In instances of sexual or spiritual abuse, why would examining our ecclesial structures and practices matter? The reality is that victims of abuse are those with whom Christ identifies. In the downtrodden, the outcast, the poor, we meet Christ (Matt. 25). So to meet them, learn from them, receive from them, is to encounter Christ Himself. If we are open to doing this, such a posture creates the opportunity to shift our ecclesial practices so that we center the downtrodden, caring for them, and thereby ministering to Christ in them. No doubt there is much complexity in that whole process, no matter which ecclesiastical appendage of the Body of Christ. Patience and prayer are needed as we await each day. But while we wait, we have time to think carefully about the shape of our life (Anglicans included) and the corresponding ecclesial practices that express that life.

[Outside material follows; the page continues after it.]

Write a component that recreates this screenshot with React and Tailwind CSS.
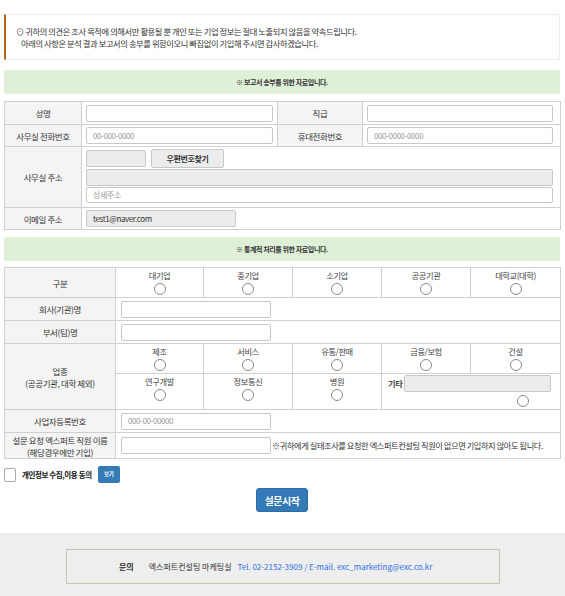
import React from "react";

const F = { fontFamily: "'Noto Sans CJK KR','Noto Sans',sans-serif" };

function Radio() {
  return <span className="mx-auto mt-[3px] block h-[12px] w-[12px] rounded-full border border-[#8a8a8a] bg-white" />;
}

function RadioCell({ label }) {
  return (
    <td className="border border-[#cfcfcf] align-top text-center">
      <div className="pt-[2px] text-[8.25px] leading-[10px] text-[#444]">{label}</div>
      <Radio />
    </td>
  );
}

const Lbl = ({ children, rowSpan }) => (
  <td rowSpan={rowSpan} className="border border-[#cfcfcf] bg-[#f4f4f4] text-center align-middle text-[8.5px] leading-[12px] text-[#333]">
    {children}
  </td>
);

const Inp = ({ w, ph, val, gray, h }) => (
  <div
    className={
      "flex items-center rounded-[2px] border border-[#c8c8c8] px-[6px] text-[8px] " +
      (h || "h-[17px] ") +
      (gray ? "bg-[#ececec] " : "bg-white ") +
      (val ? "text-[#333] " : "text-[#999] ") +
      (w || "")
    }
  >
    {val || ph}
  </div>
);

export default function App() {
  return (
    <div style={F} className="w-[565px] bg-white tracking-[-0.4px]">
      <div className="pl-[4px] pr-[5px] pt-[14px]">
        {/* notice */}
        <div className="flex h-[46px] flex-col justify-center border border-[#ececec] border-l-[2px] border-l-[#b0651a] pl-[10px] text-[8.25px] leading-[12px] text-[#333]">
          <div>⊙ 귀하의 의견은 조사 목적에 의해서만 활용될 뿐 개인 또는 기업 정보는 절대 노출되지 않음을 약속드립니다.</div>
          <div className="pl-[5px]">아래의 사항은 분석 결과 보고서의 송부를 위함이오니 빠짐없이 기입해 주시면 감사하겠습니다.</div>
        </div>

        <div className="mt-[10px] flex h-[24px] items-center justify-center rounded-[2px] bg-[#dff0d8] text-[7px] font-bold text-[#333]">
          ※ 보고서 송부를 위한 자료입니다.
        </div>

        <table className="mt-[7px] w-[556px] table-fixed border-collapse">
          <colgroup>
            <col className="w-[77px]" />
            <col className="w-[196px]" />
            <col className="w-[85px]" />
            <col className="w-[198px]" />
          </colgroup>
          <tbody>
            <tr className="h-[23px]">
              <Lbl>성명</Lbl>
              <td className="border border-[#cfcfcf] pl-[4px] pr-[4px]"><Inp /></td>
              <Lbl>직급</Lbl>
              <td className="border border-[#cfcfcf] pl-[4px] pr-[7px]"><Inp /></td>
            </tr>
            <tr className="h-[22px]">
              <Lbl>사무실 전화번호</Lbl>
              <td className="border border-[#cfcfcf] pl-[4px] pr-[4px]"><Inp ph="00-000-0000" /></td>
              <Lbl>휴대전화번호</Lbl>
              <td className="border border-[#cfcfcf] pl-[4px] pr-[7px]"><Inp ph="000-0000-0000" /></td>
            </tr>
            <tr className="h-[61px]">
              <Lbl>사무실 주소</Lbl>
              <td colSpan={3} className="border border-[#cfcfcf] pl-[4px] pr-[7px] pt-[2px] pb-[4px] align-top">
                <div className="flex items-center gap-[5px]">
                  <Inp w="w-[60px]" gray />
                  <div className="flex h-[19px] w-[73px] items-center justify-center rounded-[2px] border border-[#c8c8c8] bg-[#ececec] text-[8px] font-bold text-[#333]">우편번호찾기</div>
                </div>
                <div className="mt-[1px]"><Inp gray /></div>
                <div className="mt-[1px]"><Inp ph="상세주소" h="h-[16px] " /></div>
              </td>
            </tr>
            <tr className="h-[22px]">
              <Lbl>이메일 주소</Lbl>
              <td colSpan={3} className="border border-[#cfcfcf] px-[4px]">
                <Inp w="w-[150px]" gray val="test1@naver.com" />
              </td>
            </tr>
          </tbody>
        </table>

        <div className="mt-[7px] flex h-[24px] items-center justify-center rounded-[2px] bg-[#dff0d8] text-[7px] font-bold text-[#333]">
          ※ 통계적 처리를 위한 자료입니다.
        </div>

        <table className="mt-[6px] w-[556px] table-fixed border-collapse">
          <colgroup>
            <col className="w-[111px]" />
            <col className="w-[88px]" />
            <col className="w-[89px]" />
            <col className="w-[89px]" />
            <col className="w-[89px]" />
            <col className="w-[90px]" />
          </colgroup>
          <tbody>
            <tr className="h-[30px]">
              <Lbl>구분</Lbl>
              <RadioCell label="대기업" />
              <RadioCell label="중기업" />
              <RadioCell label="소기업" />
              <RadioCell label="공공기관" />
              <RadioCell label="대학교(대학)" />
            </tr>
            <tr className="h-[23px]">
              <Lbl>회사(기관)명</Lbl>
              <td colSpan={5} className="border border-[#cfcfcf] pl-[5px]"><Inp w="w-[150px]" /></td>
            </tr>
            <tr className="h-[23px]">
              <Lbl>부서(팀)명</Lbl>
              <td colSpan={5} className="border border-[#cfcfcf] pl-[5px]"><Inp w="w-[150px]" /></td>
            </tr>
            <tr className="h-[30px]">
              <Lbl rowSpan={2}>업종<br />(공공기관, 대학 제외)</Lbl>
              <RadioCell label="제조" />
              <RadioCell label="서비스" />
              <RadioCell label="유통/판매" />
              <RadioCell label="금융/보험" />
              <RadioCell label="건설" />
            </tr>
            <tr className="h-[36px]">
              <RadioCell label="연구개발" />
              <RadioCell label="정보통신" />
              <RadioCell label="병원" />
              <td colSpan={2} className="border border-[#cfcfcf] align-top">
                <div className="flex items-center pl-[6px] pr-[9px] pt-[1px]">
                  <span className="mr-[2px] text-[8.25px] font-bold text-[#444]">기타</span>
                  <div className="h-[17px] flex-1 rounded-[2px] border border-[#c8c8c8] bg-[#ececec]" />
                </div>
                <div className="flex justify-center pl-[104px]"><Radio /></div>
              </td>
            </tr>
            <tr className="h-[23px]">
              <Lbl>사업자등록번호</Lbl>
              <td colSpan={5} className="border border-[#cfcfcf] pl-[5px]"><Inp w="w-[150px]" ph="000-00-00000" /></td>
            </tr>
            <tr className="h-[26px]">
              <Lbl>설문 요청 엑스퍼트 직원 이름<br />(해당경우에만 기입)</Lbl>
              <td colSpan={5} className="border border-[#cfcfcf] pl-[5px]">
                <div className="flex items-center">
                  <Inp w="w-[150px]" />
                  <span className="ml-[1px] whitespace-nowrap text-[8.2px] text-[#333]">※귀하에게 실태조사를 요청한 엑스퍼트컨설팅 직원이 없으면 기입하지 않아도 됩니다.</span>
                </div>
              </td>
            </tr>
          </tbody>
        </table>

        <div className="mt-[7px] flex items-center">
          <span className="h-[14px] w-[12px] rounded-[2px] border border-[#aaa] bg-white" />
          <span className="ml-[6px] text-[7.5px] font-bold text-[#111]">개인정보 수집,이용 동의</span>
          <span className="ml-[6px] flex h-[17px] w-[22px] items-center justify-center rounded-[2px] bg-[#337ab7] text-[5.5px] font-bold text-white">보기</span>
        </div>

        <div className="mt-[5px] flex justify-center">
          <div className="flex h-[24px] w-[52px] items-center justify-center rounded-[3px] border border-[#2e6da4] bg-[#337ab7] text-[10px] font-bold text-white">설문시작</div>
        </div>
      </div>

      <div className="mt-[21px] bg-[#eeeeee] pb-[13px] pt-[16px]">
        <div className="ml-[66px] flex h-[35px] w-[434px] items-center border border-[#c5c5b3] pl-[52px] text-[8px] tracking-normal">
          <span className="font-bold text-[#333]">문의</span>
          <span className="ml-[15px] text-[#333]">엑스퍼트컨설팅 마케팅실</span>
          <span className="ml-[6px] text-[#2f6fe4]">Tel. 02-2152-3909 / E-mail. exc_marketing@exc.co.kr</span>
        </div>
      </div>
    </div>
  );
}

Crises of spiritual and sexual abuse press us to encounter suffering, justified anger, and hurt in the abuse victims with whom Christ identifies. Such an encounter, though, presents an opportunity for us as Christ’s Body to become more like our Lord.

Perhaps when we examine ourselves and establish a good way forward we may be worried that if we were to take a route that was not “typical” of our ecclesial tradition we’d be crossing ecclesial boundaries we should not cross. In other words, we could be tempted to worry we may be losing as the Church. And yet losing is a perfectly acceptable description of the death of our Lord. In all estimation, in being crucified, He lost. But it was precisely in that loss, that worldly attitude that assesses what is good and right and successful, that God shone forth His light. As imitators of God and Jesus’ Body, our faith is public, just as God’s action has been (Eph. 5:1). Let us enter into relation with abuse victims, the downtrodden and weary and abused, because it is there where we meet our Lord. Let us reflect with care and soberness how to enter into the loss, either of power or ecclesial correctness, to be made more like our Lord in our encounter with Him in abuse victims. How else is Jesus to be seen if not through us, His public witness to the world?